→ To do
Determine how many lines in these records hold "this". Only the number is wanted.
=== Dataset excerpts ===
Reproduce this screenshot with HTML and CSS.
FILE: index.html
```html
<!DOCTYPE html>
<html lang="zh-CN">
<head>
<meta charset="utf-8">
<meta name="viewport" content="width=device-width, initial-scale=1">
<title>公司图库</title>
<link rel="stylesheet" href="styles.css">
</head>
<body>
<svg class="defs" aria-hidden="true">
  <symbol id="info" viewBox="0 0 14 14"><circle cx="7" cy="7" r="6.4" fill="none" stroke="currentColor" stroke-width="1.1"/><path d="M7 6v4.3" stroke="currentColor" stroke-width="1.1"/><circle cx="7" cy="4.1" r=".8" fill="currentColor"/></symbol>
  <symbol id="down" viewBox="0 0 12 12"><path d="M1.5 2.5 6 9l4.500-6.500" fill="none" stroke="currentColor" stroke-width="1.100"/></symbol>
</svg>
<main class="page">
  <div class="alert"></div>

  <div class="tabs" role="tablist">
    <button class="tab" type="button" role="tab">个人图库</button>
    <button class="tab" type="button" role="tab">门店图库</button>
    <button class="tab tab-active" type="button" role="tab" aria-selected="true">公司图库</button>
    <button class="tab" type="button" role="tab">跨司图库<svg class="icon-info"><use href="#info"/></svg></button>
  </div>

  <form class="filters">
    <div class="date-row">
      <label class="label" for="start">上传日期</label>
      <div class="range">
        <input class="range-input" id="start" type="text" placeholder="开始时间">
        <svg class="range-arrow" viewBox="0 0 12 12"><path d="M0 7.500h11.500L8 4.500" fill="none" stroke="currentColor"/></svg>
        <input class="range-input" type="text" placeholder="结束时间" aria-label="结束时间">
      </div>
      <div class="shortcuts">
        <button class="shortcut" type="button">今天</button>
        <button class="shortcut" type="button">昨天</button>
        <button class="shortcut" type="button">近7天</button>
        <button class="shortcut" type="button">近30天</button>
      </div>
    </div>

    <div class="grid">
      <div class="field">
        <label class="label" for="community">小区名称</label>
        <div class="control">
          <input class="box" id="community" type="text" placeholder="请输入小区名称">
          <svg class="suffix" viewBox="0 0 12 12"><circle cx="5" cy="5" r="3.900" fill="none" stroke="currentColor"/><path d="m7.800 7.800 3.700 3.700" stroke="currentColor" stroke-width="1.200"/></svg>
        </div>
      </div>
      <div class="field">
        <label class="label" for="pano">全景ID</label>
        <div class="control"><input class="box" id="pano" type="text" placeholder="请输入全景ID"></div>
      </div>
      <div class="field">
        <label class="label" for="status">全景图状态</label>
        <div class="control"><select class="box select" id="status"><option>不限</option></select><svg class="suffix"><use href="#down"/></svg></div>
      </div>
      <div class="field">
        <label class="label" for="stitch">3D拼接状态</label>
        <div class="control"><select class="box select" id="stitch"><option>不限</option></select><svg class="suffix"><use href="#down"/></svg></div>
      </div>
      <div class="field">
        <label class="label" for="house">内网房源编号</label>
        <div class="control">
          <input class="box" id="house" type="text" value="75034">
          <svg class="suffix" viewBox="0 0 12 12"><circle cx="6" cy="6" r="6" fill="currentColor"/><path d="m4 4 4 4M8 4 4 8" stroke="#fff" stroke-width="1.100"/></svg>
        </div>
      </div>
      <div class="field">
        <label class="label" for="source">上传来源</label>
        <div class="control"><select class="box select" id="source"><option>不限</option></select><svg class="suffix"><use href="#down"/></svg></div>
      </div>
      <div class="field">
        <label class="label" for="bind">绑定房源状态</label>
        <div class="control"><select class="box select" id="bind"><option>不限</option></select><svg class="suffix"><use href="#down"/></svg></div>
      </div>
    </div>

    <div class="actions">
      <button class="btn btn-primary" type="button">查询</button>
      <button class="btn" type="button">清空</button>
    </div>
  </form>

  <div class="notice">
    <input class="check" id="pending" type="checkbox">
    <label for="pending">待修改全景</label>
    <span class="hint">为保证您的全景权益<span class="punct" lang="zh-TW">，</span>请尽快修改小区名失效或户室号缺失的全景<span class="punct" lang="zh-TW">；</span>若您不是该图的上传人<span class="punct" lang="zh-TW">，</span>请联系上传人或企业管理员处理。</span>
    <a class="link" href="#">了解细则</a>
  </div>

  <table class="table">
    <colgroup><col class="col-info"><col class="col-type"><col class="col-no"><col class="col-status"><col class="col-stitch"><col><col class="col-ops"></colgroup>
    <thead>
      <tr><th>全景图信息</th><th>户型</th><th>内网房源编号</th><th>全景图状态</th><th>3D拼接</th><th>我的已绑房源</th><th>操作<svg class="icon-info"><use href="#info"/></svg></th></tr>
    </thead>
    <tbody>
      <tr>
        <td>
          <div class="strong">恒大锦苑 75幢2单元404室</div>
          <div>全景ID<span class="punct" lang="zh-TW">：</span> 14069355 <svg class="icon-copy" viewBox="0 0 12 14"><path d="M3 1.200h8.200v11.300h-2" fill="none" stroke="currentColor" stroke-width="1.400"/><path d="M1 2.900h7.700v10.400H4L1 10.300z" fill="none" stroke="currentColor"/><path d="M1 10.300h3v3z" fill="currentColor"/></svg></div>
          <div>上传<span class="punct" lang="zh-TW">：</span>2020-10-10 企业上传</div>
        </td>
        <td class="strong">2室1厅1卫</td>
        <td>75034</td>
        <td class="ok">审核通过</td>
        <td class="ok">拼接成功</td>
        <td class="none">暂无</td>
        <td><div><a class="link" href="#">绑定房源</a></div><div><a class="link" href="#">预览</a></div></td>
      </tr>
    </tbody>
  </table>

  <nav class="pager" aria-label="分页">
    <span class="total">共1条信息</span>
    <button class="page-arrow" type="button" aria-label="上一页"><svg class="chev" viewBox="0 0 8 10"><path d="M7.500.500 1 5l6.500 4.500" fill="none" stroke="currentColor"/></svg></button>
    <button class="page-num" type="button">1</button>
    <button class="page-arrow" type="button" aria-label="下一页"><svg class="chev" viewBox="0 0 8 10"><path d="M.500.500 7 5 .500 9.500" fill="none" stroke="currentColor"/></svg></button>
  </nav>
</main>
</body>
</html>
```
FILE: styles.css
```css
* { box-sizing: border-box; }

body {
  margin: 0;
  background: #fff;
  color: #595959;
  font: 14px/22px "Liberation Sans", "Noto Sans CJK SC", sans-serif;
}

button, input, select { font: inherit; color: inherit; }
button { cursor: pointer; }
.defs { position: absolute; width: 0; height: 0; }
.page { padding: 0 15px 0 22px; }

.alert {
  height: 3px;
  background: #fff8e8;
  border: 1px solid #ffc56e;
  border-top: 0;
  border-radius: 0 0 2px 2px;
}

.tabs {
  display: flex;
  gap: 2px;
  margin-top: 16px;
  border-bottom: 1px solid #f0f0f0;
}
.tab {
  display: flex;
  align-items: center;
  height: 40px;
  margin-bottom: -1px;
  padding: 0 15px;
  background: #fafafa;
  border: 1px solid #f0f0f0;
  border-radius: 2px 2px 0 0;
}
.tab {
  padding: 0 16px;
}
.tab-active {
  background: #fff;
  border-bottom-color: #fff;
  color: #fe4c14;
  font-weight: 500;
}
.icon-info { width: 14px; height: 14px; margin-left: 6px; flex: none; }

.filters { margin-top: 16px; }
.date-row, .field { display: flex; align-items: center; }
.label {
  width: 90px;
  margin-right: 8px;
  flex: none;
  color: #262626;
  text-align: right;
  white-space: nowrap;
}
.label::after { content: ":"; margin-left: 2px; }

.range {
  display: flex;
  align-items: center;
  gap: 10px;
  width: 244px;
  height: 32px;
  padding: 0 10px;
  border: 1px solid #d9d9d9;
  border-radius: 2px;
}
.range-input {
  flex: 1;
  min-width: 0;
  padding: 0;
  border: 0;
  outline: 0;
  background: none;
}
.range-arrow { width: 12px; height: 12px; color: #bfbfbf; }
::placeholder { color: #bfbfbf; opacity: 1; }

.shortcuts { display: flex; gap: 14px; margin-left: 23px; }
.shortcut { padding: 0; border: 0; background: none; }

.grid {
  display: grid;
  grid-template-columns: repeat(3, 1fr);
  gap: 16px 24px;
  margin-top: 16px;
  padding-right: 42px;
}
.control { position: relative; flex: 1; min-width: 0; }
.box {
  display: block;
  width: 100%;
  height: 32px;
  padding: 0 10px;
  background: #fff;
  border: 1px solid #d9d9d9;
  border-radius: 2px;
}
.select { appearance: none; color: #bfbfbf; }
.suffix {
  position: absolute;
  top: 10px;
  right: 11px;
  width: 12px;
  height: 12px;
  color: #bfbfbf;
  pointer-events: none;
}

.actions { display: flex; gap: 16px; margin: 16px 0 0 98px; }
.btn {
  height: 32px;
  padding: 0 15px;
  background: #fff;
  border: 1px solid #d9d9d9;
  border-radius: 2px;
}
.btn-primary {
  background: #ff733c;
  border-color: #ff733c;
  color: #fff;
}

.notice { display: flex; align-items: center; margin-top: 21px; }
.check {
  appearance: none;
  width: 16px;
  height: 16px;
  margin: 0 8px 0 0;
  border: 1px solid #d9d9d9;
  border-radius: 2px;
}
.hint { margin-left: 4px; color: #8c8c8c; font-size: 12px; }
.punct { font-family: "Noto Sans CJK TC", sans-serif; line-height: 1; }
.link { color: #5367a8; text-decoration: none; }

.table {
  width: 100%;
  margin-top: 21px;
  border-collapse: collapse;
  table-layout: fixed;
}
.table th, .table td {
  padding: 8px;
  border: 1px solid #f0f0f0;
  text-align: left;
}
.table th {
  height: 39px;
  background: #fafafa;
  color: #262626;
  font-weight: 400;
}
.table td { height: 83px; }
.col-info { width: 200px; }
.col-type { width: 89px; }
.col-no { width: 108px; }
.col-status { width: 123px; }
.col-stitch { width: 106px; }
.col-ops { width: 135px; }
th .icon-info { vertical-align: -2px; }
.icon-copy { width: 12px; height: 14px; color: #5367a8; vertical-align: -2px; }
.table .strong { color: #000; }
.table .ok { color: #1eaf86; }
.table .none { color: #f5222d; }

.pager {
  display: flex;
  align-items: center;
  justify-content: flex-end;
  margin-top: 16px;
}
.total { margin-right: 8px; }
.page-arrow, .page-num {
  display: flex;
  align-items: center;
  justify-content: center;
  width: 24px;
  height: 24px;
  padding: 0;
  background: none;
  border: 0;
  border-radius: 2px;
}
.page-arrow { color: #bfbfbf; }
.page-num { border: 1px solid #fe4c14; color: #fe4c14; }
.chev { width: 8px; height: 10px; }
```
===
=== Dataset excerpts ===
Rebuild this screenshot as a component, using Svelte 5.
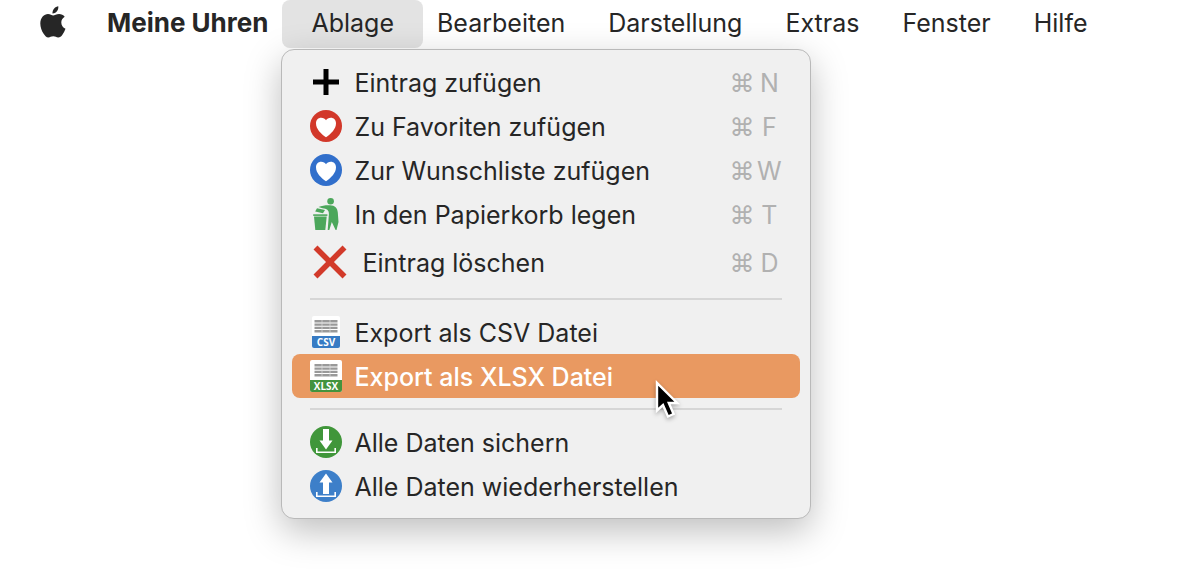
===
→ Written answer
2